All that's left is to run the pipeline:
pw.run()
INFO:pathway_engine.engine.dataflow:Preparing Pathway computation
INFO:pathway_engine.engine.telemetry:Telemetry enabled
INFO:pathway_engine.connectors:Enter read_snapshot method with reader Python
INFO:pathway_engine.connectors.monitoring:PythonReader-0: 0 entries (1 minibatch(es)) have been sent to the engine
INFO:root:Account 1 balance: 60
INFO:root:Account 4 balance: -72
INFO:root:Account 2 balance: -76
INFO:root:Account 7 balance: 29
INFO:root:Account 9 balance: 59
INFO:root:Total: 0
INFO:root:Removing account 1 balance: 60
INFO:root:Removing account 7 balance: 29
INFO:root:Removing account 2 balance: -76
INFO:root:Removing account 4 balance: -72
INFO:root:Account 5 balance: -98
INFO:root:Account 6 balance: 50
INFO:root:Account 4 balance: -86
INFO:root:Account 2 balance: -30
INFO:root:Account 7 balance: -53
INFO:root:Account 1 balance: 158
INFO:root:Total: 0
INFO:pathway_engine.connectors.monitoring:PythonReader-0: 10 entries (3 minibatch(es)) have been sent to the engine
WARNING:pathway_engine.connectors.monitoring:PythonReader-0: Closing the data source
INFO:root:Removing account 1 balance: 158
INFO:root:Removing account 9 balance: 59
INFO:root:Removing account 2 balance: -30
INFO:root:Removing account 5 balance: -98
INFO:root:Account 5 balance: -192
INFO:root:Account 2 balance: 19
INFO:root:Account 9 balance: 10
INFO:root:Account 1 balance: 252
INFO:root:Total: 0
You can observe that Pathway processed all the events intended to be simultaneous at the same time, and the sum of operations always equals 0.
Persistency guarantees
Pathway persists intermediate results recording the state of inputs with each saved datum. When restarted from a checkpoint, the saved state is loaded into memory first. Then all inputs are replayed starting at times recorded in the checkpoint. To avoid data loss, all streaming inputs should be buffered into a persistent message queue which allows multiple reads to recent items, such as a topic in Apache Kafka.

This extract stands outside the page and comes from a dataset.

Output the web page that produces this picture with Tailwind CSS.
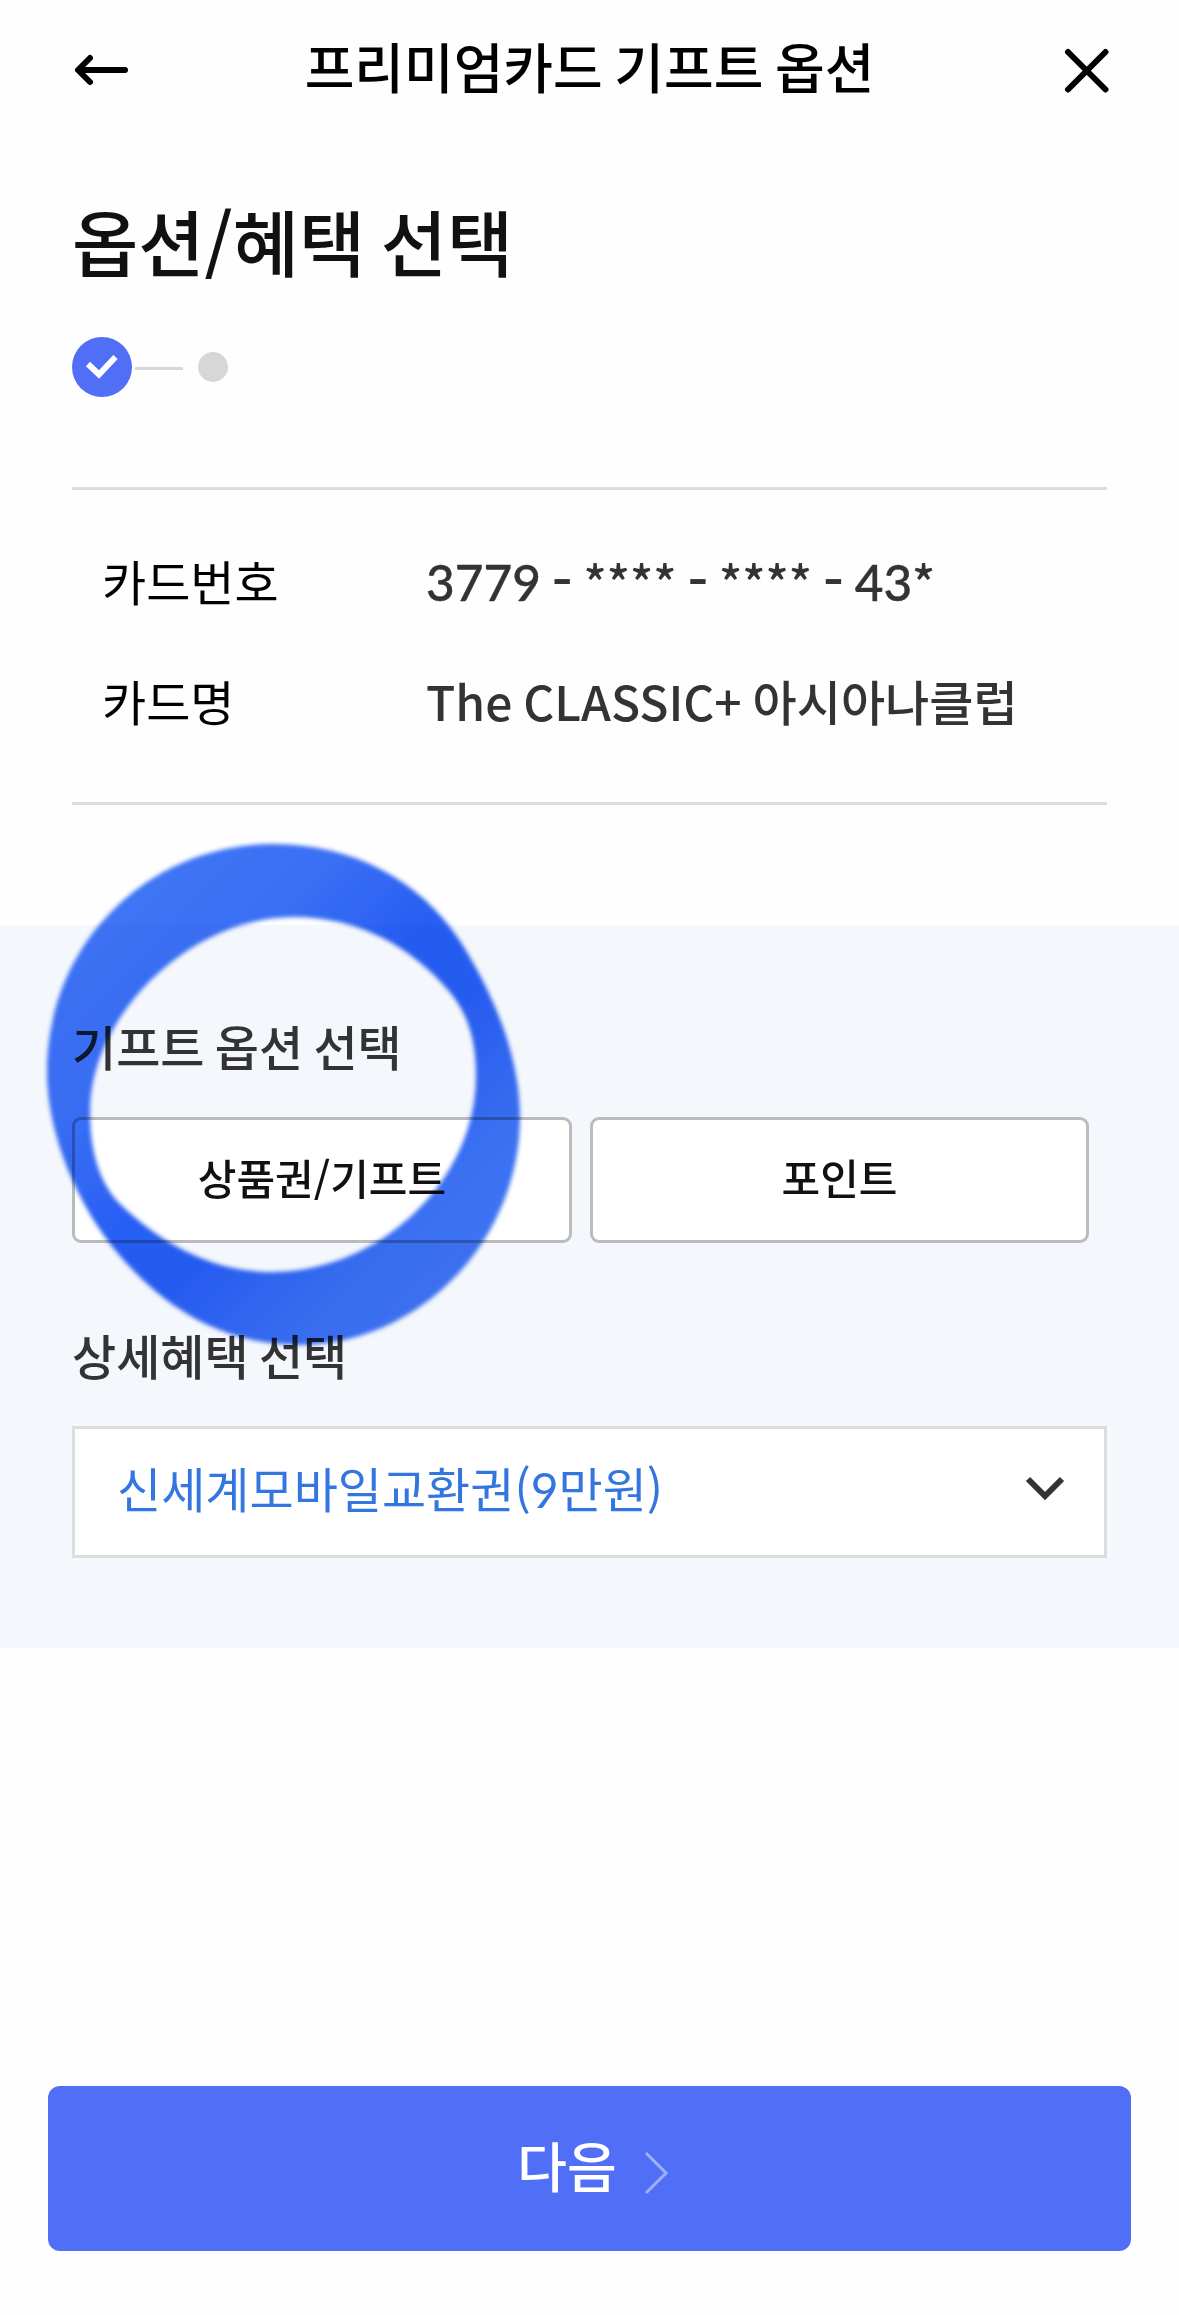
<!DOCTYPE html>
<html lang="ko">
<head>
  <meta charset="UTF-8" />
  <meta name="viewport" content="width=device-width, initial-scale=1" />
  <title>프리미엄카드 기프트 옵션</title>
  <script src="https://cdn.jsdelivr.net/npm/@tailwindcss/browser@4"></script>
  <style>
    body {
      font-family: 'Noto Sans CJK KR', sans-serif;
    }
    h1, h2, h3 {
      word-spacing: -0.065em;
    }
    .num {
      font-family: 'Lato', 'Noto Sans CJK KR', sans-serif;
    }
  </style>
</head>
<body class="bg-[#fefefe] h-[2315px] flex flex-col overflow-hidden">
  <header class="h-[140px] pl-[72px] pr-[69px] flex justify-between items-center">
    <button aria-label="뒤로">
      <svg class="w-[60px] h-[40px]" viewBox="0 0 60 40" fill="none" stroke="#000" stroke-width="6" stroke-linecap="round" stroke-linejoin="round">
        <path d="M53 20H7M18 8L6 20l12 12" />
      </svg>
    </button>
    <h1 class="text-[54px] leading-[80px] font-medium text-black whitespace-nowrap -mt-2">프리미엄카드 기프트 옵션</h1>
    <button class="w-[63px] flex justify-end" aria-label="닫기">
      <svg class="w-[46px] h-[46px]" viewBox="0 0 46 46" fill="none" stroke="#000" stroke-width="6" stroke-linecap="round">
        <path d="M4 5l37.500 37.500M41.500 5L4 42.500" />
      </svg>
    </button>
  </header>

  <main class="flex flex-col">
    <section class="px-[72px] pt-[50px]">
      <h2 class="text-[72px] leading-[100px] font-medium text-[#111]">옵션/혜택 선택</h2>
      <div class="flex items-center mt-[47px]">
        <span class="size-[60px] rounded-full bg-[#506ff6] flex items-center justify-center">
          <svg class="size-[60px]" viewBox="0 0 60 60" fill="none" stroke="#fff" stroke-width="6">
            <path d="M16 27l11 10.500L43.500 20" />
          </svg>
        </span>
        <span class="w-[48px] h-[3px] bg-[#d7d7d7] ml-[3px] mt-[3px]"></span>
        <span class="size-[30px] rounded-full bg-[#d7d7d7] ml-[15px]"></span>
      </div>

      <dl class="mt-[90px] h-[318px] border-y-3 border-[#ddd] pl-[30px] pt-[30px] grid grid-cols-[324px_1fr] auto-rows-[120px] text-[48px] leading-[120px] whitespace-nowrap">
        <dt class="text-black">카드번호</dt>
        <dd class="font-medium text-[#333] [word-spacing:-2.5px]"><span class="num text-[49.500px] leading-none [-webkit-text-stroke:0.4px_#333]">3779</span> <span class="text-[58px] leading-none align-[-3px]">-</span> **** <span class="text-[58px] leading-none align-[-3px]">-</span> **** <span class="text-[58px] leading-none align-[-3px]">-</span> <span class="num text-[49.500px] leading-none [-webkit-text-stroke:0.4px_#333]">43</span>*</dd>
        <dt class="text-black">카드명</dt>
        <dd class="font-medium text-[#333] [word-spacing:-2.5px]">The CLASSIC+ 아시아나클럽</dd>
      </dl>
    </section>

    <section class="relative bg-[#f4f7fc] mt-[120px] h-[723px] px-[72px] pt-[85px]">
      <h3 class="text-[48px] leading-[70px] font-medium text-[#333]">기프트 옵션 선택</h3>
      <div class="flex gap-[18px] mt-[37px]">
        <button class="w-[500px] h-[126px] pb-[7px] bg-white border-3 border-[#bbb] rounded-[9px] text-[42px] font-medium text-[#111]">상품권/기프트</button>
        <button class="w-[499px] h-[126px] pb-[7px] bg-white border-3 border-[#bbb] rounded-[9px] text-[42px] font-medium text-[#111]">포인트</button>
      </div>
      <h3 class="text-[48px] leading-[70px] font-medium text-[#333] mt-[76px]">상세혜택 선택</h3>
      <div class="mt-[37px] h-[132px] bg-white border-3 border-[#ddd] pl-[42px] pr-[36px] pb-[8px] flex items-center justify-between">
        <span class="-mt-[2px] text-[48px] leading-[70px] text-[#3476e0]">신세계모바일교환권(<span class="num leading-none">9</span>만원)</span>
        <svg class="w-[46px] h-[30px]" viewBox="0 0 46 30" fill="none" stroke="#333" stroke-width="6">
          <path d="M6 6l17 17L40 6" />
        </svg>
      </div>

      <!-- marker circle around the first option -->
      <svg class="absolute left-[20px] -top-[105px] w-[580px] h-[560px] mix-blend-multiply pointer-events-none" viewBox="0 0 580 560">
        <defs>
          <linearGradient id="ink" gradientUnits="userSpaceOnUse" x1="100" y1="100" x2="450" y2="450">
            <stop offset="0" stop-color="#3d74f5" />
            <stop offset="0.2" stop-color="#3a70f5" />
            <stop offset="0.45" stop-color="#275ef3" />
            <stop offset="0.6" stop-color="#275ef3" />
            <stop offset="0.85" stop-color="#3a70f2" />
            <stop offset="1" stop-color="#3d74f2" />
          </linearGradient>
          <filter id="soft">
            <feGaussianBlur stdDeviation="2" />
          </filter>
        </defs>
        <path fill="url(#ink)" fill-rule="evenodd" filter="url(#soft)" d="M253 24C333 24 400 60 440 121C468 165 500 230 500 297C500 420 400 525 279 525C210 525 150 494 100 436C58 387 27 315 27 252C27 122 130 24 253 24Z M274 97C340 97 392 128 428 170C448 193 456 220 456 256C456 360 360 452 252 452C190 452 139 422 98 382C78 360 70 328 70 292C70 195 170 97 274 97Z" />
      </svg>
    </section>
  </main>

  <footer class="mt-auto px-12 pb-16">
    <button class="w-full h-[165px] pl-[8px] bg-[#506ff6] rounded-[12px] flex items-center justify-center gap-[27px] text-white text-[54px] font-medium">
      <span class="-mt-[8px]">다음</span>
      <svg class="w-[26px] h-[46px] mt-[9px]" viewBox="0 0 26 46" fill="none" stroke="#fff" stroke-opacity="0.45" stroke-width="3">
        <path d="M2 3l20 20L2 43" />
      </svg>
    </button>
  </footer>
</body>
</html>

Pathway gives "at least once" output data delivery guarantee for the data output in the different runs. More precisely, if some of the lines were outputted to a data sink in a non-closed Pathway's data batch, these output lines may appear on the output after the program has been re-run.
The enterprise version of Pathway supports "exactly once" message delivery on selected combinations of input and output connectors which enable the use of the 2-phase commit protocol.